Collected data -
-- BEGIN --
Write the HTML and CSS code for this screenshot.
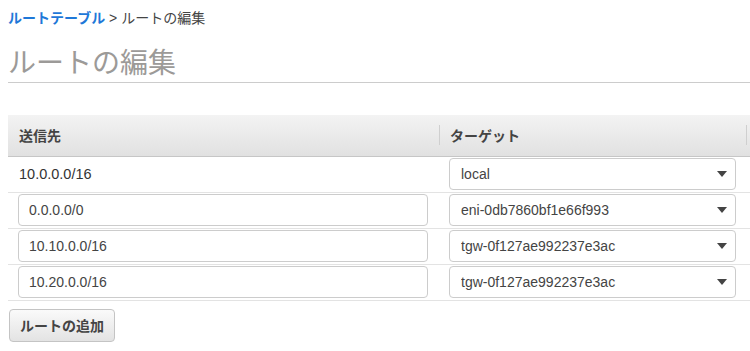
FILE: index.html
```html
<!DOCTYPE html>
<html lang="ja">
<head>
    <meta charset="UTF-8">
    <title>ルートの編集</title>
    <link rel="stylesheet" href="styles.css">
</head>
<body>
    <div class="breadcrumb">
        <a href="#">ルートテーブル</a> <span class="sep">&gt;</span> ルートの編集
    </div>

    <h1 class="page-title">ルートの編集</h1>

    <table class="route-table">
        <thead>
            <tr>
                <th class="col-dest">送信先</th>
                <th class="col-target">ターゲット</th>
            </tr>
        </thead>
        <tbody>
            <tr>
                <td class="static">10.0.0.0/16</td>
                <td>
                    <div class="select-wrap">
                        <select><option>local</option></select>
                    </div>
                </td>
            </tr>
            <tr>
                <td><input type="text" value="0.0.0.0/0"></td>
                <td>
                    <div class="select-wrap">
                        <select><option>eni-0db7860bf1e66f993</option></select>
                    </div>
                </td>
            </tr>
            <tr>
                <td><input type="text" value="10.10.0.0/16"></td>
                <td>
                    <div class="select-wrap">
                        <select><option>tgw-0f127ae992237e3ac</option></select>
                    </div>
                </td>
            </tr>
            <tr>
                <td><input type="text" value="10.20.0.0/16"></td>
                <td>
                    <div class="select-wrap">
                        <select><option>tgw-0f127ae992237e3ac</option></select>
                    </div>
                </td>
            </tr>
        </tbody>
    </table>

    <button class="add-btn">ルートの追加</button>
</body>
</html>
```

FILE: styles.css
```css
* {
    box-sizing: border-box;
}

html {
    overflow: hidden;
}

body {
    margin: 8px 0 8px 8px;
    font-family: "Liberation Sans", Arial, "Noto Sans CJK JP", sans-serif;
    font-size: 14px;
    color: #444;
    background: #fff;
}

.breadcrumb {
    line-height: 20px;
    color: #444;
}

.breadcrumb a {
    color: #1f78d8;
    font-weight: bold;
    text-decoration: none;
}

.page-title {
    margin: 19px 0 0;
    padding-bottom: 1px;
    font-size: 28px;
    font-weight: normal;
    line-height: 34px;
    color: #9c9a98;
    border-bottom: 1px solid #ccc;
}

.route-table {
    width: 100%;
    margin-top: 32px;
    border-collapse: collapse;
}

.route-table th {
    position: relative;
    height: 41px;
    padding: 0 11px;
    text-align: left;
    font-weight: bold;
    font-size: 14px;
    color: #444;
    background: linear-gradient(#f3f3f3, #e1e1e1);
    border-bottom: 1px solid #c6c6c6;
}

.col-dest {
    width: 431px;
}

.col-target::before,
.col-target::after {
    content: "";
    position: absolute;
    top: 10px;
    width: 1px;
    height: 20px;
    background: #cfcfcf;
}

.col-target::before {
    left: 0;
}

.col-target::after {
    right: 3px;
}

.route-table td {
    height: 36px;
    padding: 1px 10px 2px;
    vertical-align: middle;
    border-bottom: 1px solid #e3e3e3;
}

.route-table td.static {
    padding-left: 11px;
    color: #333;
    font-size: 14.5px;
}

.route-table input {
    display: block;
    width: 410px;
    height: 32px;
    padding: 0 10px;
    font: inherit;
    color: #444;
    border: 1px solid #ccc;
    border-radius: 4px;
    background: #fff;
}

.select-wrap {
    position: relative;
    width: 287px;
}

.select-wrap select {
    display: block;
    width: 100%;
    height: 32px;
    padding: 0 30px 0 11px;
    font: inherit;
    color: #444;
    border: 1px solid #ccc;
    border-radius: 4px;
    background: #fff;
    appearance: none;
    -webkit-appearance: none;
}

.select-wrap::after {
    content: "";
    position: absolute;
    top: 13px;
    right: 9px;
    border-left: 5px solid transparent;
    border-right: 5px solid transparent;
    border-top: 6px solid #444;
    pointer-events: none;
}

.add-btn {
    display: block;
    margin-top: 8px;
    margin-left: 1px;
    height: 33px;
    padding: 0 10px;
    font: inherit;
    font-weight: bold;
    color: #444;
    border: 1px solid #c4c4c4;
    border-radius: 4px;
    background: linear-gradient(#fafafa, #e3e3e3);
    cursor: pointer;
}
```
-- END --
Exercise -
Go through the material above and print all of it exactly, except the pictures.

Solution to the exercise -
Write the HTML and CSS code for this screenshot.
FILE: index.html
```html
<!DOCTYPE html>
<html lang="ja">
<head>
    <meta charset="UTF-8">
    <title>ルートの編集</title>
    <link rel="stylesheet" href="styles.css">
</head>
<body>
    <div class="breadcrumb">
        <a href="#">ルートテーブル</a> <span class="sep">&gt;</span> ルートの編集
    </div>

    <h1 class="page-title">ルートの編集</h1>

    <table class="route-table">
        <thead>
            <tr>
                <th class="col-dest">送信先</th>
                <th class="col-target">ターゲット</th>
            </tr>
        </thead>
        <tbody>
            <tr>
                <td class="static">10.0.0.0/16</td>
                <td>
                    <div class="select-wrap">
                        <select><option>local</option></select>
                    </div>
                </td>
            </tr>
            <tr>
                <td><input type="text" value="0.0.0.0/0"></td>
                <td>
                    <div class="select-wrap">
                        <select><option>eni-0db7860bf1e66f993</option></select>
                    </div>
                </td>
            </tr>
            <tr>
                <td><input type="text" value="10.10.0.0/16"></td>
                <td>
                    <div class="select-wrap">
                        <select><option>tgw-0f127ae992237e3ac</option></select>
                    </div>
                </td>
            </tr>
            <tr>
                <td><input type="text" value="10.20.0.0/16"></td>
                <td>
                    <div class="select-wrap">
                        <select><option>tgw-0f127ae992237e3ac</option></select>
                    </div>
                </td>
            </tr>
        </tbody>
    </table>

    <button class="add-btn">ルートの追加</button>
</body>
</html>
```

FILE: styles.css
```css
* {
    box-sizing: border-box;
}

html {
    overflow: hidden;
}

body {
    margin: 8px 0 8px 8px;
    font-family: "Liberation Sans", Arial, "Noto Sans CJK JP", sans-serif;
    font-size: 14px;
    color: #444;
    background: #fff;
}

.breadcrumb {
    line-height: 20px;
    color: #444;
}

.breadcrumb a {
    color: #1f78d8;
    font-weight: bold;
    text-decoration: none;
}

.page-title {
    margin: 19px 0 0;
    padding-bottom: 1px;
    font-size: 28px;
    font-weight: normal;
    line-height: 34px;
    color: #9c9a98;
    border-bottom: 1px solid #ccc;
}

.route-table {
    width: 100%;
    margin-top: 32px;
    border-collapse: collapse;
}

.route-table th {
    position: relative;
    height: 41px;
    padding: 0 11px;
    text-align: left;
    font-weight: bold;
    font-size: 14px;
    color: #444;
    background: linear-gradient(#f3f3f3, #e1e1e1);
    border-bottom: 1px solid #c6c6c6;
}

.col-dest {
    width: 431px;
}

.col-target::before,
.col-target::after {
    content: "";
    position: absolute;
    top: 10px;
    width: 1px;
    height: 20px;
    background: #cfcfcf;
}

.col-target::before {
    left: 0;
}

.col-target::after {
    right: 3px;
}

.route-table td {
    height: 36px;
    padding: 1px 10px 2px;
    vertical-align: middle;
    border-bottom: 1px solid #e3e3e3;
}

.route-table td.static {
    padding-left: 11px;
    color: #333;
    font-size: 14.5px;
}

.route-table input {
    display: block;
    width: 410px;
    height: 32px;
    padding: 0 10px;
    font: inherit;
    color: #444;
    border: 1px solid #ccc;
    border-radius: 4px;
    background: #fff;
}

.select-wrap {
    position: relative;
    width: 287px;
}

.select-wrap select {
    display: block;
    width: 100%;
    height: 32px;
    padding: 0 30px 0 11px;
    font: inherit;
    color: #444;
    border: 1px solid #ccc;
    border-radius: 4px;
    background: #fff;
    appearance: none;
    -webkit-appearance: none;
}

.select-wrap::after {
    content: "";
    position: absolute;
    top: 13px;
    right: 9px;
    border-left: 5px solid transparent;
    border-right: 5px solid transparent;
    border-top: 6px solid #444;
    pointer-events: none;
}

.add-btn {
    display: block;
    margin-top: 8px;
    margin-left: 1px;
    height: 33px;
    padding: 0 10px;
    font: inherit;
    font-weight: bold;
    color: #444;
    border: 1px solid #c4c4c4;
    border-radius: 4px;
    background: linear-gradient(#fafafa, #e3e3e3);
    cursor: pointer;
}
```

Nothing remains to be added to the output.